Manalastas told VICE News that, for one thing, Asia has no overarching institutions like the Inter-American Court of Human Rights, whose 2018 ruling helped the case for equal marriage in a number of Latin American countries.
What’s more, he added, the LGBTQ community’s successes in Taiwan and, potentially, Thailand only casts in stark relief the wide gaps in LGBTQ rights across Asia.
Right across Thailand’s border, Malaysia still criminalizes gay sex, as does Singapore, which as recently as March upheld its law criminalizing sex between men. In Brunei, the government rolled out laws in 2019 making gay sex and adultery punishable by death by stoning, though it later backtracked following international outcry.
Other countries, meanwhile, have made several unsuccessful attempts at expanding LGBTQ marriage rights.
In January, the Philippine Supreme Court junked a same-sex marriage petition—ditto for a motion to reconsider, this time “with finality.” The Philippine Congress also considered a 2019 bill to recognize same-sex couples in the largely Catholic country, but it didn’t make it past the first session.
Philippines-based Ging Cristobal, project coordinator at OutRight Action International, told VICE News that more conservative legislators not only opposed the civil union bill, but even anti-discrimination bills that aimed to secure LGBTQ people’s education, employment, and access to basic services.
“Knowing the restrictive cultural, religious, and political context of other ASEAN countries, there will be no domino effect taking place in Asia on civil unions for LGBTIQ persons and their partners,” Cristobal said.
In Cambodia, same-sex relations are neither criminalized nor recognized by law, and according to Chak Sopheap, executive director of the Cambodian Center for Human Rights, the institution of marriage there is “exceptionally highly valued.”
“Excluding LGBTIQ persons from the institution of marriage therefore excludes them from one of the foundations of Cambodian society,” she said.
Sopheap didn’t say whether she believed Thailand’s steps towards equality would move the needle in Cambodia, but said she hoped it “creates momentum for marriage equality across the region.”
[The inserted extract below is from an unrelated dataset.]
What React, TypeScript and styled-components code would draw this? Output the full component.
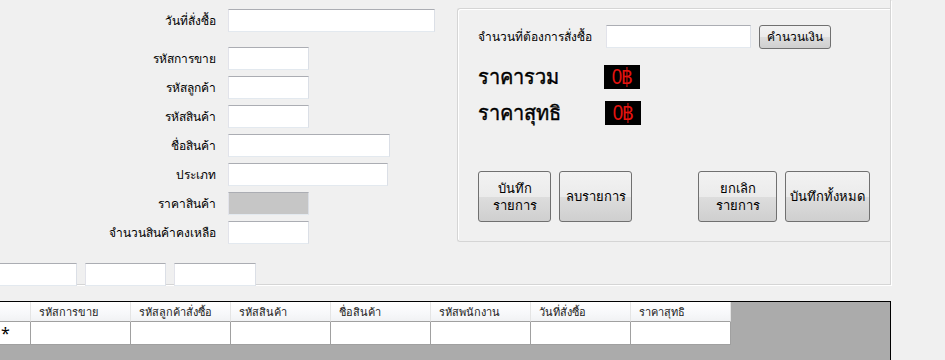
import React from "react";
import styled, { createGlobalStyle } from "styled-components";

const GlobalStyle = createGlobalStyle`
  html, body {
    margin: 0;
    padding: 0;
    background: #f0f0f0;
  }
  body {
    font-family: Tahoma, "Noto Sans", "DejaVu Sans", sans-serif;
    font-size: 12px;
    color: #000;
  }
`;

const Screen = styled.div`
  width: 945px;
  height: 360px;
  overflow: hidden;
  background: #f0f0f0;
`;

const OuterGroup = styled.div`
  width: 890px;
  height: 284px;
  display: grid;
  grid-template-columns: 457px 1fr;
  grid-template-rows: 1fr auto;
  border-right: 1px solid #d5d5d5;
  border-bottom: 1px solid #d5d5d5;
  box-shadow: 1px 1px 0 #fff;
`;

const FormColumn = styled.div`
  display: grid;
  grid-template-columns: 216px auto;
  grid-template-rows: 32px;
  grid-auto-rows: 23px;
  column-gap: 12px;
  row-gap: 6px;
  padding-top: 9px;
  align-content: start;
  align-items: start;
`;

const Label = styled.label`
  justify-self: end;
  line-height: 23px;
  white-space: nowrap;
`;

const TextBox = styled.div<{ $w: number; $disabled?: boolean }>`
  width: ${(p) => p.$w}px;
  height: 23px;
  box-sizing: border-box;
  background: ${(p) => (p.$disabled ? "#c6c6c6" : "#fff")};
  border: 1px solid;
  border-color: #abadb3 #dbdfe6 #e3e9ef #e2e3ea;
`;

const BottomRow = styled.div`
  grid-column: 1 / 3;
  display: flex;
  align-items: flex-end;
  gap: 8px;
  margin-left: -1px;
  margin-bottom: -2px;
`;

const InnerGroup = styled.div`
  margin-top: 8px;
  height: 234px;
  box-sizing: border-box;
  border: 1px solid #d5d5d5;
  border-right: none;
  border-radius: 3px 0 0 3px;
  box-shadow: inset 1px 1px 0 #fff;
  padding: 15px 20px 0 20px;
  display: flex;
  flex-direction: column;
`;

const QtyRow = styled.div`
  display: flex;
  align-items: center;
  height: 25px;
`;

const SmallLabel = styled.span`
  width: 128px;
  white-space: nowrap;
`;

const Bevel = styled.button`
  font: inherit;
  padding: 0;
  color: #000;
  border: 1px solid #707070;
  border-radius: 3px;
  background: linear-gradient(#f2f2f2 0%, #ebebeb 50%, #dddddd 51%, #cfcfcf 100%);
`;

const CalcButton = styled(Bevel)`
  margin-left: 8px;
  width: 72px;
  height: 24px;
`;

const PriceRow = styled.div<{ $top: number }>`
  display: flex;
  align-items: center;
  height: 25px;
  margin-top: ${(p) => p.$top}px;
`;

const BigLabel = styled.span`
  width: 126px;
  font-size: 20px;
  -webkit-text-stroke: 0.4px #000;
  white-space: nowrap;
`;

const Display = styled.div<{ $offset?: number }>`
  margin-left: ${(p) => p.$offset ?? 0}px;
  width: 36px;
  height: 24px;
  background: #000;
  display: flex;
  align-items: center;
  justify-content: center;
`;

const Digits = styled.span`
  color: #e5130f;
  font-family: "Liberation Sans", sans-serif;
  font-size: 22px;
  line-height: 24px;
  letter-spacing: -1px;
  transform: scaleX(0.85);
`;

const ButtonRow = styled.div`
  display: flex;
  margin-top: auto;
  margin-bottom: 19px;
  gap: 8px;
`;

const ActionButton = styled(Bevel)<{ $w: number; $gapBefore?: number }>`
  width: ${(p) => p.$w}px;
  height: 51px;
  margin-left: ${(p) => p.$gapBefore ?? 0}px;
  font-size: 13px;
  line-height: 17px;
  padding: 0 2px;
`;

const GridView = styled.div`
  margin-top: 16px;
  width: 891px;
  height: 60px;
  box-sizing: border-box;
  background: #ababab;
  border-top: 1px solid #000;
  border-right: 1px solid #000;
`;

const GridTable = styled.div`
  display: grid;
  grid-template-columns: 31px repeat(7, 100px);
  grid-template-rows: 20px 23px;
  width: 731px;
  font-size: 11px;
`;

const HeaderCell = styled.div`
  background: linear-gradient(#ffffff 0%, #f7f8fa 60%, #f1f2f4 100%);
  border-right: 1px solid #e4e4e4;
  border-bottom: 1px solid #a0a0a0;
  padding-left: 8px;
  display: flex;
  align-items: center;
  white-space: nowrap;
  overflow: hidden;
  color: #222;
`;

const RowHeader = styled.div`
  background: #fff;
  border-right: 1px solid #a0a0a0;
  border-bottom: 1px solid #a0a0a0;
  display: flex;
  align-items: center;
  padding-left: 1px;
  font-size: 16px;
`;

const Cell = styled.div`
  background: #fff;
  border-right: 1px solid #a0a0a0;
  border-bottom: 1px solid #a0a0a0;
`;

const fields: { label: string; w: number; disabled?: boolean }[] = [
  { label: "วันที่สั่งซื้อ", w: 207 },
  { label: "รหัสการขาย", w: 81 },
  { label: "รหัสลูกค้า", w: 81 },
  { label: "รหัสสินค้า", w: 81 },
  { label: "ชื่อสินค้า", w: 162 },
  { label: "ประเภท", w: 160 },
  { label: "ราคาสินค้า", w: 81, disabled: true },
  { label: "จำนวนสินค้าคงเหลือ", w: 81 },
];

const columns = [
  "รหัสการขาย",
  "รหัสลูกค้าสั่งซื้อ",
  "รหัสสินค้า",
  "ชื่อสินค้า",
  "รหัสพนักงาน",
  "วันที่สั่งซื้อ",
  "ราคาสุทธิ",
];

export default function App() {
  return (
    <Screen>
      <GlobalStyle />
      <OuterGroup>
        <FormColumn>
          {fields.map((f) => (
            <React.Fragment key={f.label}>
              <Label>{f.label}</Label>
              <TextBox $w={f.w} $disabled={f.disabled} />
            </React.Fragment>
          ))}
        </FormColumn>

        <InnerGroup>
          <QtyRow>
            <SmallLabel>จำนวนที่ต้องการสั่งซื้อ</SmallLabel>
            <TextBox $w={145} />
            <CalcButton>คำนวนเงิน</CalcButton>
          </QtyRow>
          <PriceRow $top={15}>
            <BigLabel>ราคารวม</BigLabel>
            <Display>
              <Digits>0฿</Digits>
            </Display>
          </PriceRow>
          <PriceRow $top={11}>
            <BigLabel>ราคาสุทธิ</BigLabel>
            <Display $offset={1}>
              <Digits>0฿</Digits>
            </Display>
          </PriceRow>
          <ButtonRow>
            <ActionButton $w={73}>บันทึก<br />รายการ</ActionButton>
            <ActionButton $w={73}>ลบรายการ</ActionButton>
            <ActionButton $w={79} $gapBefore={58}>ยกเลิก<br />รายการ</ActionButton>
            <ActionButton $w={85}>บันทึกทั้งหมด</ActionButton>
          </ButtonRow>
        </InnerGroup>

        <BottomRow>
          <TextBox $w={78} />
          <TextBox $w={81} />
          <TextBox $w={82} />
        </BottomRow>
      </OuterGroup>

      <GridView>
        <GridTable>
          <HeaderCell />
          {columns.map((c) => (
            <HeaderCell key={c}>{c}</HeaderCell>
          ))}
          <RowHeader>*</RowHeader>
          {columns.map((c) => (
            <Cell key={c} />
          ))}
        </GridTable>
      </GridView>
    </Screen>
  );
}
Even in Thailand, however, the new bill falls short of granting true marriage equality—or marriage at all, for that matter.
Following the government’s approval of the bill, the hashtag #SayNoToPartnershipBill was trending on Twitter, promulgated not by aggrieved conservatives, but by LGBTQ advocates who said its provisions granting limited rights to civil unions didn’t go far enough.
In fact, the Moving Forward Party had already proposed an amendment to Section 1448 of the Marriage Act that would change the stipulation that marriage is “between a man and a woman” to say that marriage is “between two persons,” thereby extending full recognition to same-sex couples.
But shortly after the parliament invited the public to consult on the proposal, the government suddenly announced it had approved the draft bill on civil partnership, which NGOs and activists had long faulted for effectively creating a completely new, unequal class for the LGBTQ community.
“They rushed to make a big bang on announcing that they now agree on [civil unions] in principle,” Thai LGBTQ activist Anjana Suvarnananda told VICE News, suggesting the new bill was likely to draw support away from the old one, and enjoyed greater chance at passage because it was backed by the ruling party.
Even so, many see the bill as a step in the right direction, in spite of its shortcomings. Pauline Ngarmpring, a transgender woman who ran for prime minister in 2019, has said that while the new bill “isn’t based on equality,” it’s still “better than nothing.”
Timo Ojanen, who researches mental health and LGBTQ issues at Thailand’s Thammasat University, told VICE News he thinks it’s possible that some ASEAN countries could follow suit in the near future, specifically Vietnam and the Philippines, where citizens proved to be the most tolerant of homosexual neighbors according to a regional 2017 survey he worked on. The same survey found that Indonesia and Malaysia were the least tolerant towards homosexuals.
Still, tolerance doesn’t always extend to support for LGBTQ rights. Manalastas, who also worked on the survey, pointed to the fact that while Singapore was among the three countries with the least negative views of gay men and lesbians, the state still criminalized homosexuality. Another survey in the Philippines, meanwhile, found that 61 percent of Filipinos oppose same-sex civil unions, and only 22 percent support the idea.
“So in that respect, you can partly understand how Thailand, compared to neighbouring countries, can move ahead, while lots of work—including dealing with barriers, both policy and public opinion—remains for other [Southeast] Asian countries,” Manalastas said.
Still he said that Thailand setting this precedent, may, for a relatively nearby country make it harder for local conservatives to argue that these developments are culturally inappropriate or impossible in their own country.